Le tigre et le dompteur
"Moi, j’ai dit que c’est Monique Olivier qui lui a donné son permis de tuer, croit pourtant savoir l’expert Jean-Luc Ployé, lui aussi mandaté pour essayer de cerner sa personnalité. Parce qu’avant de la rencontrer, il n’avait jamais tué. Lui, il met en scène, et elle s’exécute, mais pas comme un objet soumis à ses fantasmes. Elle y a largement participé. Quand je la rencontre, elle me dit que se faire violer, on n’en meurt pas…"

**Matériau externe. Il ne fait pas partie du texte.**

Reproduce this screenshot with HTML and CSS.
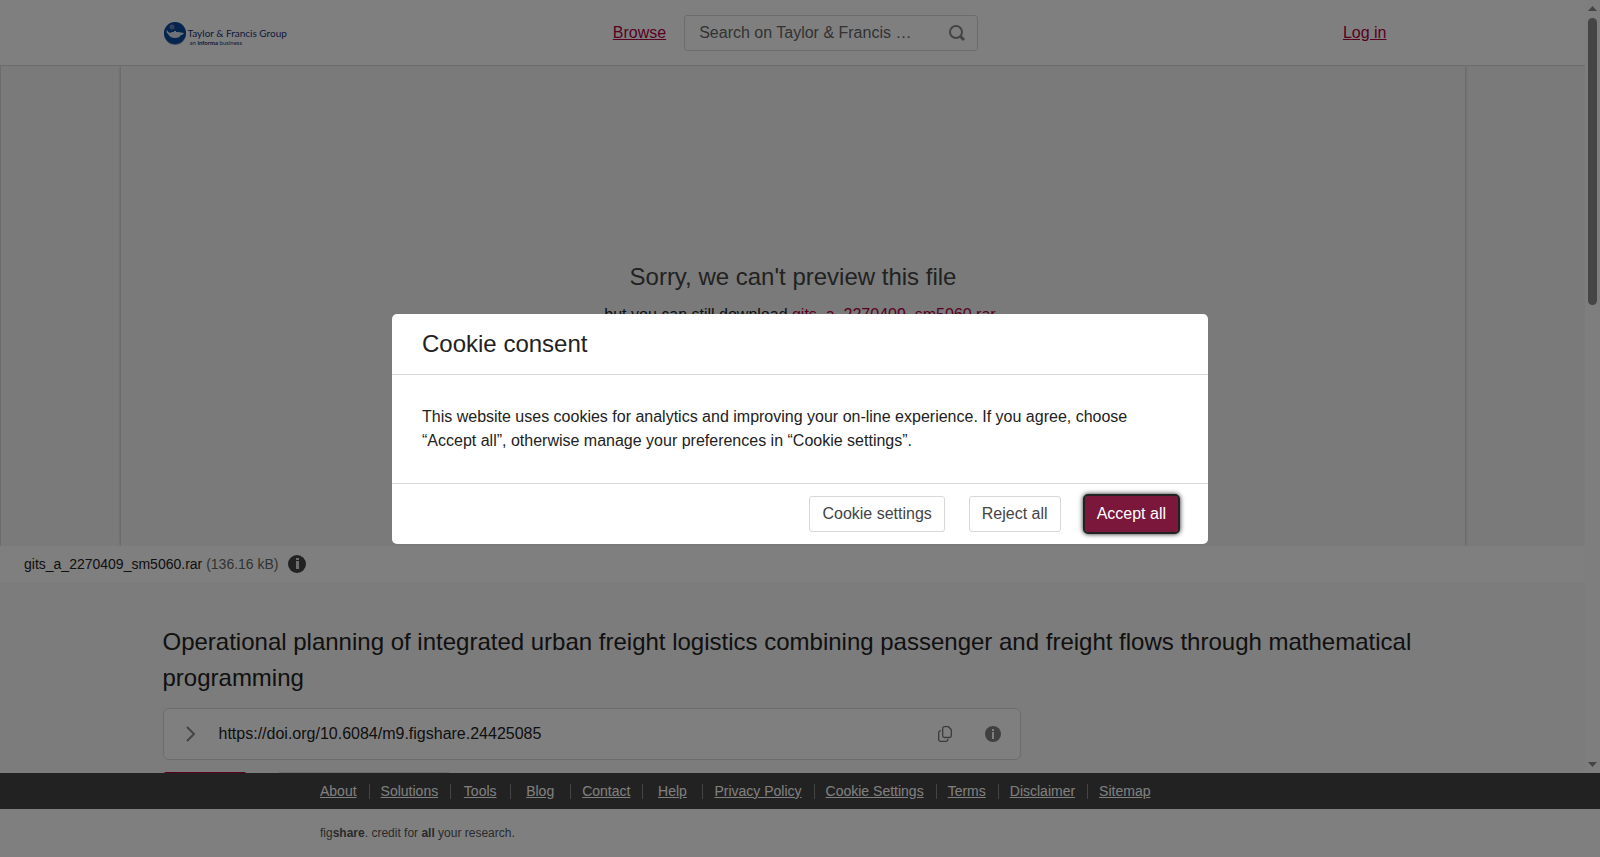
FILE: index.html
```html
<!DOCTYPE html>
<html lang="en">
<head>
  <meta charset="UTF-8">
  <meta name="viewport" content="width=device-width, initial-scale=1.0">
  <title>Operational planning of integrated urban freight logistics</title>
  <link rel="stylesheet" href="styles.css">
</head>
<body>
  <div class="viewport">
    <div class="page">
      <header class="site-header">
        <div class="container header-row">
          <a class="logo" href="#">
            <svg width="24" height="24" viewBox="0 0 24 24" aria-hidden="true">
              <circle cx="12" cy="12" r="11" fill="#8d9cc4"/>
              <circle cx="12" cy="11" r="11" fill="#0a4a9c"/>
              <circle cx="9" cy="5" r="2.500" fill="#6f7db5"/>
              <path d="M4 8c-1 2 0 3 1 4 2 3 4 4 7 4s5-1 6-3c2 0 2-1 3-2-2 0-4-1-6-1h-2V9h-2v1c-2 0-3 0-4 1-1-1-2-1-3-3z" fill="#dfe6f2"/>
            </svg>
            <span class="logo-text">
              <span class="logo-name">Taylor &amp; Francis Group</span>
              <span class="logo-sub">an <b>informa</b> business</span>
            </span>
          </a>
          <div class="header-mid">
            <a href="#">Browse</a>
            <form class="search">
              <input type="text" aria-label="Search" placeholder="Search on Taylor &amp; Francis …">
              <button type="button" aria-label="Submit search">
                <svg width="18" height="18" viewBox="0 0 18 18" fill="none" stroke="#888">
                  <circle cx="8" cy="8" r="6" stroke-width="2"/>
                  <path d="M12 12l4 4" stroke-width="3"/>
                </svg>
              </button>
            </form>
          </div>
          <div class="header-end"><a href="#">Log in</a></div>
        </div>
      </header>

      <section class="preview">
        <div class="preview-frame">
          <h2>Sorry, we can't preview this file</h2>
          <p>but you can still download <a href="#">gits_a_2270409_sm5060.rar</a></p>
        </div>
      </section>

      <div class="file-bar">
        <span>gits_a_2270409_sm5060.rar <span class="size">(136.16 kB)</span></span>
        <button class="icon-button" type="button" aria-label="File information">
          <svg width="18" height="18" viewBox="0 0 18 18">
            <circle cx="9" cy="9" r="9" fill="#444"/>
            <path d="M8 3h3v2H8zM8 6h3v8H8z" fill="#ddd"/>
          </svg>
        </button>
      </div>

      <main class="container item">
        <h1>Operational planning of integrated urban freight logistics combining passenger and freight flows through mathematical programming</h1>
        <div class="doi">
          <button class="icon-button" type="button" aria-label="Expand citation">
            <svg width="10" height="16" viewBox="0 0 10 16" fill="none" stroke="#8a8a8a" stroke-width="2">
              <path d="M1 1l7 7-7 7"/>
            </svg>
          </button>
          <span class="doi-text">https://doi.org/10.6084/m9.figshare.24425085</span>
          <button class="icon-button" type="button" aria-label="Copy DOI">
            <svg width="14" height="16" viewBox="0 0 14 16" fill="none" stroke="#777" stroke-width="1.300">
              <path d="M6.500.7h4l2.800 3v6q0 1.800-1.800 1.800h-5q-1.800 0-1.800-1.800v-7.200q0-1.800 1.800-1.800z"/>
              <path d="M3 4.700Q.7 4.700.7 6.500v7q0 1.800 1.800 1.800h5.500q1.800 0 1.800-2.300"/>
            </svg>
          </button>
          <button class="icon-button" type="button" aria-label="DOI information">
            <svg width="16" height="16" viewBox="0 0 16 16">
              <circle cx="8" cy="8" r="8" fill="#808080"/>
              <path d="M7 3h2v2H7zM7 6h2v7H7z" fill="#fff"/>
            </svg>
          </button>
        </div>
        <div class="actions">
          <button class="btn btn-cite" type="button" aria-label="Cite"></button>
          <button class="btn btn-download" type="button" aria-label="Download"></button>
        </div>
      </main>
    </div>

    <div class="scrollbar" aria-hidden="true">
      <svg width="9" height="5" viewBox="0 0 9 5"><path d="M0 5l4.500-5L9 5z" fill="#8a8a8a"/></svg>
      <div class="track"><div class="thumb"></div></div>
      <svg width="9" height="5" viewBox="0 0 9 5"><path d="M0 0l4.500 5L9 0z" fill="#8a8a8a"/></svg>
    </div>
  </div>

  <footer>
    <nav class="footer-nav">
      <ul>
        <li><a href="#">About</a></li>
        <li><a href="#">Solutions</a></li>
        <li><a href="#">Tools</a></li>
        <li><a href="#">Blog</a></li>
        <li><a href="#">Contact</a></li>
        <li><a href="#">Help</a></li>
        <li><a href="#">Privacy Policy</a></li>
        <li><a href="#">Cookie Settings</a></li>
        <li><a href="#">Terms</a></li>
        <li><a href="#">Disclaimer</a></li>
        <li><a href="#">Sitemap</a></li>
      </ul>
    </nav>
    <p class="tagline">fig<b>share</b>. credit for <b>all</b> your research.</p>
  </footer>

  <div class="overlay">
    <div class="modal" role="dialog" aria-labelledby="consent-title">
      <h2 id="consent-title">Cookie consent</h2>
      <p>This website uses cookies for analytics and improving your on-line experience. If you agree, choose “Accept all”, otherwise manage your preferences in “Cookie settings”.</p>
      <div class="modal-buttons">
        <button class="btn" type="button">Cookie settings</button>
        <button class="btn" type="button">Reject all</button>
        <button class="btn btn-accept" type="button">Accept all</button>
      </div>
    </div>
  </div>
</body>
</html>
```
FILE: styles.css
```css
* {
  box-sizing: border-box;
}
body {
  margin: 0;
  height: 100vh;
  display: flex;
  flex-direction: column;
  overflow: hidden;
  background: #fff;
  color: #222;
  font-family: "Liberation Sans", Arial, sans-serif;
  font-size: 16px;
  line-height: 24px;
}
h1, h2, p, ul {
  margin: 0;
  font-weight: normal;
}
h1, h2 {
  font-size: 24px;
  line-height: 36px;
}
a {
  color: #b10043;
}
svg {
  display: block;
}
button, input {
  font: inherit;
}
.viewport {
  flex: 1;
  min-height: 0;
  display: flex;
}
.page {
  flex: 1;
  overflow: hidden;
  background: #f8f8f8;
}
.container {
  max-width: 1260px;
  margin: 0 auto;
}

/* header */
.site-header {
  background: #fff;
  border-bottom: 1px solid #d8d8d8;
}
.header-row {
  display: grid;
  grid-template-columns: 1fr auto 1fr;
  align-items: center;
  height: 65px;
}
.logo {
  display: flex;
  gap: 1px;
  padding-top: 3px;
  color: #1c3478;
  font-family: Lato, sans-serif;
  text-decoration: none;
}
.logo-text {
  display: flex;
  flex-direction: column;
  padding-top: 5px;
}
.logo-name {
  font-size: 10px;
  line-height: 12px;
}
.logo-sub {
  padding-left: 2px;
  font-size: 6px;
  line-height: 8px;
}
.header-mid {
  display: flex;
  align-items: center;
  gap: 18px;
  margin-left: 6px;
}
.search {
  display: flex;
  align-items: center;
  width: 294px;
  height: 36px;
  padding: 0 11px 0 14px;
  border: 1px solid #d8d8d8;
  border-radius: 3px;
}
.search input {
  flex: 1;
  min-width: 0;
  padding: 0;
  border: 0;
  outline: 0;
  background: none;
}
.search input::placeholder {
  color: #666;
}
.search button, .icon-button {
  padding: 0;
  border: 0;
  background: none;
  cursor: pointer;
}
.header-end {
  padding-right: 36px;
  text-align: right;
}

/* file preview */
.preview {
  background: #f4f4f4;
  border-left: 1px solid #d8d8d8;
}
.preview-frame {
  width: calc(85% - 2px);
  height: 480px;
  margin: 0 auto;
  display: flex;
  flex-direction: column;
  justify-content: center;
  align-items: center;
  padding-bottom: 26px;
  box-shadow: 0 0 3px rgba(0, 0, 0, 0.3);
  clip-path: inset(0 -4px);
}
.preview-frame h2 {
  color: #444;
  margin-bottom: 8px;
}
.preview-frame p {
  padding-left: 14px;
}
.preview-frame a {
  text-decoration: none;
}
.file-bar {
  display: flex;
  align-items: center;
  gap: 9px;
  height: 36px;
  padding: 0 24px;
  background: #fff;
  font-size: 14px;
}
.size {
  color: #666;
}

/* item details */
.item {
  padding-top: 42px;
}
.doi {
  display: flex;
  align-items: center;
  width: 858px;
  max-width: 100%;
  height: 52px;
  margin: 12px 0;
  padding: 0 19px 0 22px;
  background: #fff;
  border: 1px solid #d8d8d8;
  border-radius: 6px;
}
.doi-text {
  flex: 1;
  margin-left: 23px;
}
.doi .icon-button + .icon-button {
  margin-left: 33px;
}
.actions {
  display: flex;
  gap: 30px;
}
.btn {
  height: 36px;
  padding: 0 12px;
  background: #fff;
  border: 1px solid #d8d8d8;
  border-radius: 3px;
  color: #444;
  cursor: pointer;
}
.btn-cite {
  width: 84px;
  background: #b10043;
  border-color: #b10043;
}
.btn-download {
  width: 174px;
}

/* scrollbar column */
.scrollbar {
  width: 15px;
  padding: 6px 3px;
  display: flex;
  flex-direction: column;
  align-items: center;
  gap: 7px;
  background: #fcfcfc;
}
.track {
  flex: 1;
  width: 9px;
}
.thumb {
  height: 39%;
  border-radius: 5px;
  background: #8a8a8a;
}

/* footer */
.footer-nav {
  display: flex;
  height: 36px;
  align-items: center;
  background: #444;
}
.footer-nav ul {
  display: flex;
  width: 100%;
  max-width: 982px;
  margin: 0 auto;
  padding: 0;
  list-style: none;
  font-size: 14px;
  line-height: 15px;
}
.footer-nav li {
  min-width: 60px;
  padding: 0 12px 0 11px;
  border-right: 1px solid #888;
  text-align: center;
  white-space: nowrap;
}
.footer-nav li:last-child {
  border: 0;
}
.footer-nav a {
  color: #fff;
}
.tagline {
  max-width: 960px;
  margin: 0 auto;
  padding: 12px 0;
  color: #555;
  font-size: 12px;
}

/* cookie dialog */
.overlay {
  position: fixed;
  inset: 0;
  display: flex;
  align-items: center;
  justify-content: center;
  background: rgba(0, 0, 0, 0.5);
}
.modal {
  width: 816px;
  background: #fff;
  border-radius: 5px;
}
.modal h2 {
  padding: 12px 30px;
  border-bottom: 1px solid #d8d8d8;
}
.modal p {
  padding: 30px;
}
.modal-buttons {
  display: flex;
  justify-content: flex-end;
  gap: 24px;
  padding: 12px 30px;
  border-top: 1px solid #d8d8d8;
}
.btn-accept {
  padding: 0 11px;
  background: #7a173b;
  border-color: #7a173b;
  color: #fff;
  outline: 2px solid #222;
  box-shadow: 0 0 5px 2px #222;
}
```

Michel Fourniret, lui, la qualifie de "grande toute molle", laissant entendre que jamais elle ne se serait permis de lui dire quoi faire. "Pour lui, c’est un ustensile comme un autre", assure l’avocat de Monique Olivier, qui a interrogé le tueur à son sujet. Lors des dernières années de la vie du tueur en série, son ex-compagne, incarcérée dans une autre prison, refuse pourtant toutes ses lettres. En 2010, elle demande le divorce. Et lors d’une ultime reconstitution, elle l’engueule en public. "Je l’ai entendue hurler. Elle n’avait rien d’une femme soumise qui aurait peur", décrit un témoin de la scène.
Pour Alain Behr, "c’est elle qui tire un peu les fils, pour que lui se déchaîne". Puis l’avocat des parties civiles de conclure : "Elle l’appelle ‘mon Shere Kahn’ dans leur correspondance. Ce n’est pas anodin. C’est le nom du tigre sanguinaire dans Le livre de la jungle. Le tigre, c’est lui. Le dompteur, c’est elle. Mais est-ce que le tigre va bouffer le dompteur, ou est-ce le dompteur qui va réussir à maintenir le tigre ? C’est ça, la véritable question de ce dossier."